Journal of Family History
- Discipline: History
- Language: English
- Edited by: Roderick Phillips

Publication details
- History: 1976-present
- Publisher: SAGE Publications (United Kingdom)
- Frequency: Quarterly
- Impact factor: 0.333 (2017)

Standard abbreviations
- ISO 4: J. Fam. Hist.

Indexing
- ISSN: 0363-1990 (print) 1552-5473 (web)
- LCCN: 76648808
- OCLC no.: 2514766

Links
- Journal homepage; Online access; Online archive;

= Journal of Family History =

Journal of Family History is a peer-reviewed academic journal that publishes papers in the fields of History and Anthropology. The journal's editor is Roderick Phillips (Carleton University). It is currently published by SAGE Publications.

==History==
The Journal of Family History was established in 1975 by Tamara K. Hareven; its first issue was published in 1976.

== Scope ==
Journal of Family History is a resource for scholars who are interested in the history of the family over the past three decades. The journal provides a forum for international research on family, kinship and population. Journal of Family history focuses on work from different perspectives such as gender, race and culture. Many of the articles are written by recognized historians.

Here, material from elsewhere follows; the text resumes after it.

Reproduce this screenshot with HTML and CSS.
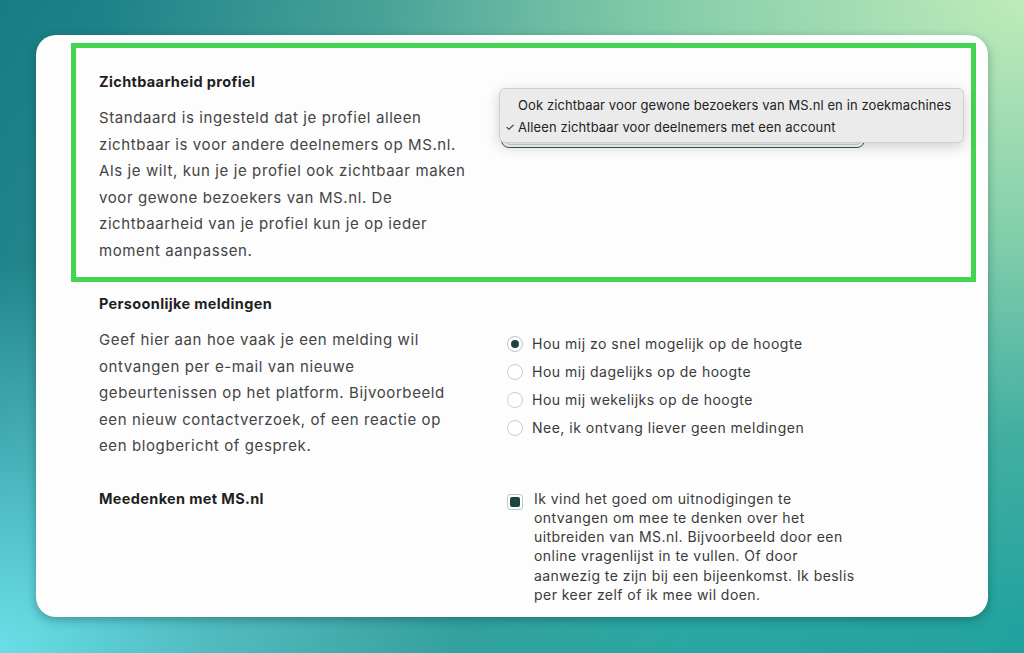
FILE: index.html
```html
<!DOCTYPE html>
<html lang="nl">
<head>
<meta charset="utf-8">
<title>Profielinstellingen</title>
<link rel="stylesheet" href="styles.css">
</head>
<body>
<div class="card">
  <section class="setting highlighted">
    <div class="info">
      <h3 class="title">Zichtbaarheid profiel</h3>
      <p class="desc">Standaard is ingesteld dat je profiel alleen<br>zichtbaar is voor andere deelnemers op MS.nl.<br>Als je wilt, kun je je profiel ook zichtbaar maken<br>voor gewone bezoekers van MS.nl. De<br>zichtbaarheid van je profiel kun je op ieder<br>moment aanpassen.</p>
    </div>
    <div class="control">
      <div class="select">
        <div class="select-inner"></div>
        <div class="menu">
          <div class="menu-item">Ook zichtbaar voor gewone bezoekers van MS.nl en in zoekmachines</div>
          <div class="menu-item checked"><span class="check">✓</span>Alleen zichtbaar voor deelnemers met een account</div>
        </div>
      </div>
    </div>
  </section>

  <section class="setting">
    <div class="info">
      <h3 class="title">Persoonlijke meldingen</h3>
      <p class="desc">Geef hier aan hoe vaak je een melding wil<br>ontvangen per e-mail van nieuwe<br>gebeurtenissen op het platform. Bijvoorbeeld<br>een nieuw contactverzoek, of een reactie op<br>een blogbericht of gesprek.</p>
    </div>
    <div class="control radios">
      <div class="radio-row"><span class="radio on"></span><span class="opt">Hou mij zo snel mogelijk op de hoogte</span></div>
      <div class="radio-row"><span class="radio"></span><span class="opt">Hou mij dagelijks op de hoogte</span></div>
      <div class="radio-row"><span class="radio"></span><span class="opt">Hou mij wekelijks op de hoogte</span></div>
      <div class="radio-row"><span class="radio"></span><span class="opt">Nee, ik ontvang liever geen meldingen</span></div>
    </div>
  </section>

  <section class="setting last">
    <div class="info">
      <h3 class="title">Meedenken met MS.nl</h3>
    </div>
    <div class="control checkrow">
      <span class="checkbox"><span class="checkbox-fill"></span></span>
      <p class="check-text">Ik vind het goed om uitnodigingen te<br>ontvangen om mee te denken over het<br>uitbreiden van MS.nl. Bijvoorbeeld door een<br>online vragenlijst in te vullen. Of door<br>aanwezig te zijn bij een bijeenkomst. Ik beslis<br>per keer zelf of ik mee wil doen.</p>
    </div>
  </section>
</div>
</body>
</html>
```

FILE: styles.css
```css
* { box-sizing: border-box; }

html, body {
  margin: 0;
  height: 653px;
  overflow: hidden;
}

body {
  font-family: "Inter", "Noto Sans", sans-serif;
  background:
    radial-gradient(ellipse 90% 95% at 100% 0%, #bfebb9 0%, rgba(160,220,175,0.8) 35%, rgba(120,195,165,0.35) 70%, rgba(120,195,165,0) 100%),
    radial-gradient(ellipse 45% 60% at 0% 100%, #6adfe7 0%, rgba(100,215,225,0.5) 50%, rgba(90,200,210,0) 100%),
    linear-gradient(120deg, #187c85 0%, #3a9c98 45%, #2aa7a2 75%, #22a29e 100%);
}

.card {
  margin: 35px 36px 0 36px;
  height: 582px;
  background: #fdfdfd;
  border-radius: 20px;
  box-shadow: 0 3px 10px rgba(0, 50, 50, 0.35);
  padding: 8px 12px 0 35px;
}

.setting {
  display: grid;
  grid-template-columns: 361px 1fr;
  column-gap: 41px;
  padding-left: 28px;
}

.setting.highlighted {
  border: 5px solid #43d451;
  padding: 24px 23px 13px 23px;
}

.setting:not(.highlighted) {
  margin-top: 12px;
}

.setting.last {
  margin-top: 29px;
}

.title {
  margin: 0 0 13px 0;
  font-size: 14.5px;
  letter-spacing: 0.35px;
  line-height: 20px;
  font-weight: 700;
  color: #1f1f1f;
}

.desc {
  margin: 0;
  font-size: 15px;
  letter-spacing: 0.6px;
  line-height: 26.5px;
  color: #444;
  white-space: nowrap;
}

.control {
  position: relative;
}

/* select + native popup menu */
.select {
  position: relative;
  margin-top: 38px;
  width: 364px;
  height: 38px;
  border: 1px solid #2f5755;
  border-radius: 8px;
  padding: 2px;
}

.select-inner {
  height: 100%;
  border: 1px solid #d6d6d6;
  border-radius: 6px;
}

.menu {
  position: absolute;
  left: -3px;
  top: -23px;
  width: 465px;
  padding: 5px 0 4px 0;
  background: #ebebeb;
  border: 1px solid #cfcfcf;
  border-radius: 6px;
  box-shadow: 0 4px 14px rgba(0, 0, 0, 0.18);
  font-family: "Inter", "Liberation Sans", sans-serif;
  font-size: 13px;
  letter-spacing: 0.1px;
  color: #222;
}

.menu-item {
  position: relative;
  height: 22px;
  line-height: 22px;
  padding-left: 18px;
  white-space: nowrap;
}

.check {
  position: absolute;
  left: 5px;
  font-size: 11px;
}

/* radios */
.radios {
  padding-top: 35px;
  padding-left: 6px;
}

.radio-row {
  display: flex;
  align-items: center;
  height: 28px;
}

.radio {
  width: 16px;
  height: 16px;
  border-radius: 50%;
  border: 1px solid #c9cfcf;
  background: #fff;
  margin-right: 9px;
  flex: none;
  position: relative;
  top: 1px;
}

.radio.on {
  border-color: #b8c4c3;
}

.radio.on::after {
  content: "";
  position: absolute;
  left: 3px;
  top: 3px;
  width: 8px;
  height: 8px;
  border-radius: 50%;
  background: #1b4644;
}

.opt {
  font-size: 14px;
  letter-spacing: 0.5px;
  color: #3a3a3a;
}

/* checkbox */
.checkrow {
  display: flex;
  align-items: flex-start;
  padding-left: 6px;
}

.checkbox {
  flex: none;
  width: 16px;
  height: 16px;
  margin-top: 5px;
  margin-right: 11px;
  border: 1px solid #bfc8c7;
  border-radius: 3px;
  background: #fff;
  padding: 2px;
}

.checkbox-fill {
  display: block;
  width: 100%;
  height: 100%;
  background: #1b4644;
  border-radius: 2px;
}

.check-text {
  margin: 0;
  font-size: 14px;
  letter-spacing: 0.45px;
  line-height: 19.3px;
  color: #3a3a3a;
  white-space: nowrap;
}
```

== Abstracting and indexing ==
Journal of Family History is abstracted and indexed in, among other databases: SCOPUS, and the Social Sciences Citation Index. According to the Journal Citation Reports, its 2017 impact factor is 0.333, ranking it 27 out of 31 journals in the category ‘History of Social Sciences’. and 53 out of 89 journals in the category ‘History’. and 45 out of 46 journals in the category ‘Family Studies’. and 75 out of 85 journals in the category ‘Anthropology’.